There will, of course, always be some die-hard risk-takers out there. To efficiently serve this group, brokerage firms need to double down on their investment in technology to ensure that their trading platforms engage their clients more effectively. For instance, a human broker might think to enquire if a client would like to modify an incomplete limit order when the market price moves well out of reach. Trading platforms ought to do this too, and allow investors to respond in one or two steps on their mobile phones. Human brokers have also traditionally alerted clients to news and information that matter to them. Trading platforms ought to bring to the attention of investors financial results, corporate announcements and dividend ex-dates for stocks they own or have been watching.

Indeed, two decades after these online platforms were rolled out, I’m surprised more hasn’t already been done to improve their functionality by drawing on all the information they have on their clients. Amazon.com is never short of recommendations of books and gadgets that I might want to buy. Netflix keeps serving up suggestions of movies and TV shows that I cannot wait to watch. Google sends me all manner of timely information and news via my Android phone, including significant moves in stocks and currencies that I’ve been watching.

The online platforms I use don’t even automatically alert me to big moves in stocks that I own, or prompt me to trade a stock that has been specifically placed on one of my watch lists when the price moves in my favour. Looking back now, I cannot help but wonder if pushing retail stock investors onto such rudimentary online platforms has at least partly contributed to their waning interest in the market.

Restoring vibrancy of the market

Whatever the case, reviving the vibrancy of the local market is going to take more than just providing better service to retail investors. It will require leadership from the authorities as well as the brokerage sector.

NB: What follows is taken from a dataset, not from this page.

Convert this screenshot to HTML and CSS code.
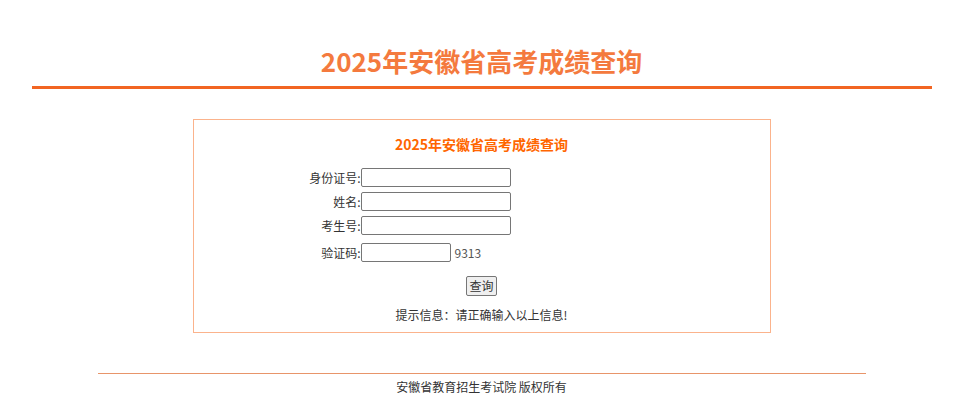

Last month, the Monetary Authority of Singapore launched the $75 million Grant for Equity Market Singapore, a three-year initiative to help promising companies raise money in the local stock market. Among other things, the grant will be used to defray listing expenses of companies seeking to go public, and subsidise the salaries of research analysts to ensure better coverage of small, locally listed companies. In my view, the authorities need to go further than that. Singapore should also nurture a crop of homegrown boutique fund houses that are focused on the small- and mid-cap sectors of the market, perhaps by tapping the support of GIC and Temasek Holdings.

Having a group of prominent local funds taking the lead in sizing up IPOs and secondary offerings could mobilise more capital for the small- and mid-cap space. These opinion-leading funds could also help influence the kinds of companies that seek listings in the local market and inspire more shareholder-friendly behaviour. Companies that need the support of these investors to grow would have a strong incentive to behave well. And, low-quality IPOs that risk being snubbed by these investors might never get off the ground.

A thriving base of homegrown fund houses could also spell a new opportunity for some brokers and remisiers to rediscover their fundamental purpose of putting investors in touch with promising companies. While Singapore’s evolving stock market may well require fewer brokers and remisiers in the future, the ones who manage to consistently bring hot stocks such as Pentamaster to their clients early are likely to continue making a good living.